Solutions + Services = Future Success

In an exclusive SSI roundtable, four leading integrator company CEOs debate the winning formula to remain relevant in today’s changing business environment. All share the pains of transitioning to a managed services model, and the belief that doing so is critical.

The top two challenges facing installing security systems integrator companies today are transitioning to new, service-based business models, and recruiting people with the requisite mindsets and skill sets to make it happen. That’s the gospel according to the wisdom imparted during a recent roundtable discussion among leading integrator executives moderated by SECURITY SALES & INTEGRATION.

Those broad-stroke issues contain myriad moving parts and facets, all of which were addressed in revelatory detail by the leadership brain trust, which was brought together during this year’s PSA-TEC event outside Chicago. Taking part in the candid, closed-door session were CEOs Matthew Ladd (The Protection Bureau, Exton, Pa.), David Levine (Security Control Integration, Albuquerque, N.M.), Pierre Trapanese (Northland Control Systems, Fremont, Calif.) and Eric Yunag (Dakota Security, Sioux   Falls, S.D.).

Enriching the highly interactive dialog were the facts that not only does each participant head a highly successful operation but together they provide an especially diverse industry perspective given their varying ages and geographies. So expansive were their viewpoints that what follows is only half the story. The rest can be found at www.securitysales.com/roundtable.

What business challenges are foremost in your mind as we sit here today?

Eric Yunag: First, the change in dynamic of margin on product and monetizing more of the service aspect of our business. It’s about trying to monetize the front side of our relationships from a consulting basis along with design and engineering, and looking forward because those product margins are not going to be coming back. That’s one of the biggest things we’re working on addressing for the next several years.

Secondarily is the increase in competition from various aspects of IT and the commoditization of our products in general. This isn’t new, but it becomes more common every day that people have options, not just security integrators to supply surveillance. We’re addressing that by developing programs on the managed services side and pushing to really differentiate the security expertise we bring to the table that IT companies don’t have. Yes, they have the channel for some of their products. Yes, they potentially understand how to program the IP address of it. But there’s really a value in the security expertise we offer.

David Levine: We’re also seeing the commoditization of our products, the lowering of margins, the pressure from IT integrators and electrical contractors, and the increase in intelligence of what was historically a smaller population of lower level alarm dealers who weren’t necessarily in the integration world who now are.
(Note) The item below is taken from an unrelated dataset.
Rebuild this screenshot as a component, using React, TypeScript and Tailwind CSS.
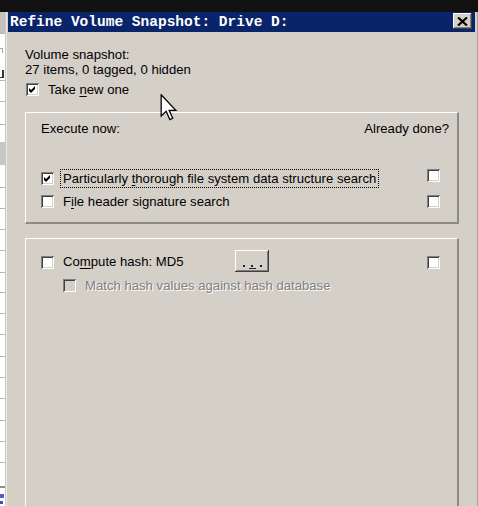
const sunken =
  "shadow-[inset_1px_1px_0_#808080,inset_-1px_-1px_0_#ffffff,inset_2px_2px_0_#404040,inset_-2px_-2px_0_#d4d0c8]";
const raised =
  "shadow-[inset_-1px_-1px_0_#404040,inset_1px_1px_0_#ffffff,inset_-2px_-2px_0_#808080,inset_2px_2px_0_#d4d0c8]";

function CheckBox({
  checked = false,
  disabled = false,
  className = "",
}: {
  checked?: boolean;
  disabled?: boolean;
  className?: string;
}) {
  return (
    <div
      className={`relative w-[13px] h-[13px] shrink-0 ${sunken} ${disabled ? "bg-[#d4d0c8]" : "bg-white"} ${className}`}
    >
      {checked && (
        <svg width="13" height="13" viewBox="0 0 13 13" className="absolute inset-0">
          <polygon points="3,5 5,7 9,3 9,6 5,10 3,8" fill="#000" />
        </svg>
      )}
    </div>
  );
}

const stripLines = [33, 80, 101, 124, 187, 208, 229, 250, 272, 292, 313, 334, 356, 377, 398, 420, 441, 462];

export default function App() {
  return (
    <div
      className="relative w-[478px] h-[506px] overflow-hidden bg-[#111] flex flex-col text-black"
      style={{ fontFamily: '"Liberation Sans", Arial, sans-serif' }}
    >
      <div className="h-[12px] shrink-0" />
      <div className="flex flex-1 min-h-0">
        {/* window behind the dialog */}
        <div className="relative w-[6px] bg-white border-r border-[#c8c8c8]">
          <div className="h-[21px] bg-[#c4c2bc]" />
          <div className="absolute left-0 top-[130px] w-[5px] h-[23px] bg-[#c9c7c1]" />
          <div className="absolute left-0 top-[36px] w-[3px] h-[5px] border-t border-r border-[#aaa]" />
          <div className="absolute left-0 top-[58px] w-[4px] h-[8px] border-r-2 border-b border-[#333]" />
          {stripLines.map((y) => (
            <div key={y} className="absolute left-0 w-[5px] h-px bg-[#b8b8b8]" style={{ top: y - 12 }} />
          ))}
          <div className="absolute left-0 top-[474px] w-[5px] h-[2px] bg-[#909090]" />
          <div className="absolute left-0 top-[482px] w-[4px] h-[4px] bg-[#4a5fd8]" />
          <div className="absolute left-0 top-[489px] w-[3px] h-[3px] bg-[#3a4fc8]" />
        </div>

        {/* dialog */}
        <div className="flex-1 flex flex-col bg-[#d4d0c8] border-l border-[#ecebe6] border-r border-r-[#a5a39d] pl-px pr-[2px]">
          <div className="h-[20px] shrink-0 bg-[#0a246a] flex items-start justify-between">
            <div
              className="pl-[2px] pt-[1px] text-white font-bold text-[14.5px] leading-[18px] whitespace-pre"
              style={{ fontFamily: '"Liberation Mono", "Courier New", monospace' }}
            >
              Refine Volume Snapshot: Drive D:
            </div>
            <div className={`mt-px mr-[3px] w-[19px] h-[16px] bg-[#d4d0c8] ${raised} flex items-center justify-center`}>
              <svg width="11" height="9" viewBox="0 0 11 9">
                <path d="M1 0.5 L10 8.5 M10 0.5 L1 8.5" stroke="#000" strokeWidth="2.2" />
              </svg>
            </div>
          </div>

          <div className="flex-1 flex flex-col pl-[17px] pr-[16px] text-[13.15px]">
            <div className="mt-[15px] leading-[15px]">
              <div>Volume snapshot:</div>
              <div>27 items, 0 tagged, 0 hidden</div>
            </div>
            <div className="mt-[6px] h-[13px] flex items-center pl-px">
              <CheckBox checked />
              <span className="ml-[9px] leading-[13px]">
                Take <span className="underline underline-offset-2">n</span>ew one
              </span>
            </div>

            {/* execute now group */}
            <div className="mt-[16px] h-[112px] shrink-0 flex flex-col border-t border-l border-white border-r-2 border-b-2 border-r-[#8c8a85] border-b-[#8c8a85] pl-[15px] pr-[8px]">
              <div className="mt-[8px] leading-[15px] flex justify-between">
                <span>Execute now:</span>
                <span>Already done?</span>
              </div>
              <div className="mt-[33px] h-[19px] flex items-center">
                <CheckBox checked />
                <span className="ml-[6px] h-[19px] px-[2px] border border-dotted border-black leading-[17px] whitespace-nowrap">
                  Particularly <span className="underline underline-offset-2">t</span>horough file system data structure search
                </span>
                <CheckBox className="ml-auto mr-[9px] self-start" />
              </div>
              <div className="mt-[7px] h-[13px] flex items-center">
                <CheckBox />
                <span className="ml-[9px] leading-[13px]">
                  F<span className="underline underline-offset-2">i</span>le header signature search
                </span>
                <CheckBox className="ml-auto mr-[9px]" />
              </div>
            </div>

            {/* hash group */}
            <div className="mt-[14px] flex-1 flex flex-col border-t border-l border-white border-r-2 border-r-[#8c8a85] pl-[15px] pr-[8px]">
              <div className="mt-[11px] h-[22px] flex items-start">
                <CheckBox className="mt-[6px]" />
                <span className="ml-[9px] mt-[4px] w-[172px] leading-[15px]">
                  Co<span className="underline underline-offset-2">m</span>pute hash: MD5
                </span>
                <div className={`w-[34px] h-[22px] bg-[#d4d0c8] ${raised} flex items-end justify-center pb-[5px]`}>
                  <div className="flex items-end gap-[4px]">
                    <div className="w-[2px] h-[2px] bg-[#222]" />
                    <div className="flex flex-col items-center">
                      <div className="w-[2px] h-[2px] bg-[#222]" />
                      <div className="mt-[1px] w-[7px] h-px bg-[#222] -mb-[2px]" />
                    </div>
                    <div className="w-[2px] h-[2px] bg-[#222]" />
                  </div>
                </div>
                <CheckBox className="ml-auto mr-[9px] mt-[6px]" />
              </div>
              <div className="mt-[7px] ml-[22px] h-[13px] flex items-center">
                <CheckBox disabled />
                <span className="ml-[9px] leading-[13px] text-[#808080] [text-shadow:1px_1px_0_#ffffff]">
                  Match hash values against hash database
                </span>
              </div>
            </div>
          </div>
        </div>
      </div>

      {/* mouse pointer */}
      <svg width="18" height="27" viewBox="0 0 12 19" className="absolute left-[160px] top-[94px]">
        <path
          d="M0.5 0.5 L0.5 15.5 L4 12.2 L6.6 18 L8.6 17.1 L6.1 11.5 L10.8 11.5 Z"
          fill="#fff"
          stroke="#000"
          strokeWidth="0.9"
          strokeLinejoin="miter"
        />
      </svg>
    </div>
  );
}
So the pressure on our business is just as great in the same way. How do we set ourselves apart? How do we bring that security expertise? How do we bring that expertise to the customer who can hang the camera on their network, who can put the card reader on the network, but doesn’t understand it from a security perspective and may not understand it from a code perspective? Working quite a bit in utilities, we now have so much more government oversight. Federal oversight in that environment with regards to security and the intelligence is so much greater.

How do you overcome that?

Levine: It’s really a simple approach. We’re going back to our customer base and establishing that intelligence. We are establishing ourselves as the authority. We’re changing some of our approach on the installation side to minimize that tension. Where we used to buy lots of copper wire, we don’t buy any now. Where we used to have tradesmen who understood how to hang the devices and made sure we were aesthetically polite when it comes to a certain building, our staff is now more at the project manager level. We’re subcontracting now, where we’re paying for more intelligence across the board and we’re finding we don’t have the lower level skill. We need the higher level skill to set ourselves apart.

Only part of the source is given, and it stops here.